Queries don't filter on the partition key. If your access pattern is "look up events by user_id, regardless of date", and you partition by created_at, every query will hit every partition. You get the operational overhead of partitioning with none of the pruning benefit. In that case the partition key is wrong. Either pick a key the queries actually use, or don't partition.

You need cross-partition uniqueness on a non-partition-key column. Already covered, but worth saying again: if your application semantics depend on email being globally unique across all of users, and you partition users by region, you can't enforce that with a unique constraint anymore. You'd need a separate global lookup table or application-level checks.

Joins to partitioned tables on the wrong column. When you join orders (partitioned by created_at) to users (not partitioned), the planner can sometimes do "partition-wise joins": joining each partition of orders to users independently, which parallelises well. But that requires the join to involve the partition key, and enable_partitionwise_join to be on (it's off by default for legacy reasons). If you join two partitioned tables on a non-partition column, expect a plain old scan-and-hash that doesn't benefit from the partitioning.

Many small partitions. There's a per-partition planning cost, even with pruning. A table partitioned into 10,000 daily partitions over 27 years will plan more slowly than the same data partitioned into 324 monthly partitions, and most of those daily partitions are tiny. As a rough rule, aim for partitions that are somewhere in the "tens of millions of rows, hundreds of MB to a few GB on disk" range. If you're partitioning monthly and each month is 50 MB, your interval is too small. If each month is 500 GB, you might want weekly.

A small reality check at the end

The first time you set up partitioning, it feels heavier than you expected. You write more DDL than you would for a normal table, you have to think about index propagation, you have to set up the maintenance job, and there's a moment when you wonder whether you've just made the schema worse to look at for a payoff you haven't seen yet.

Then you ship it.
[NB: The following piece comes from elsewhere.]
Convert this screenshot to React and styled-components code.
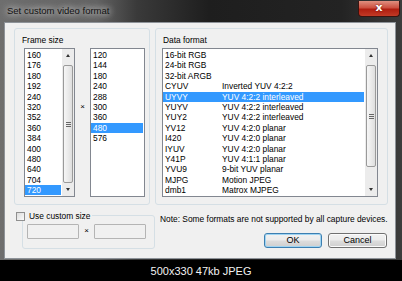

The dashboard query that used to take 3 seconds takes 40 milliseconds. Your nightly retention job goes from 2 hours of locking churn to a single DETACH that returns instantly. Your VACUUM schedule stops being a thing you worry about. And six months later, when traffic doubles, none of it gets harder. You just add more partitions and the workload stays the same shape.

It's not magic. It's just the right shape for the data, finally.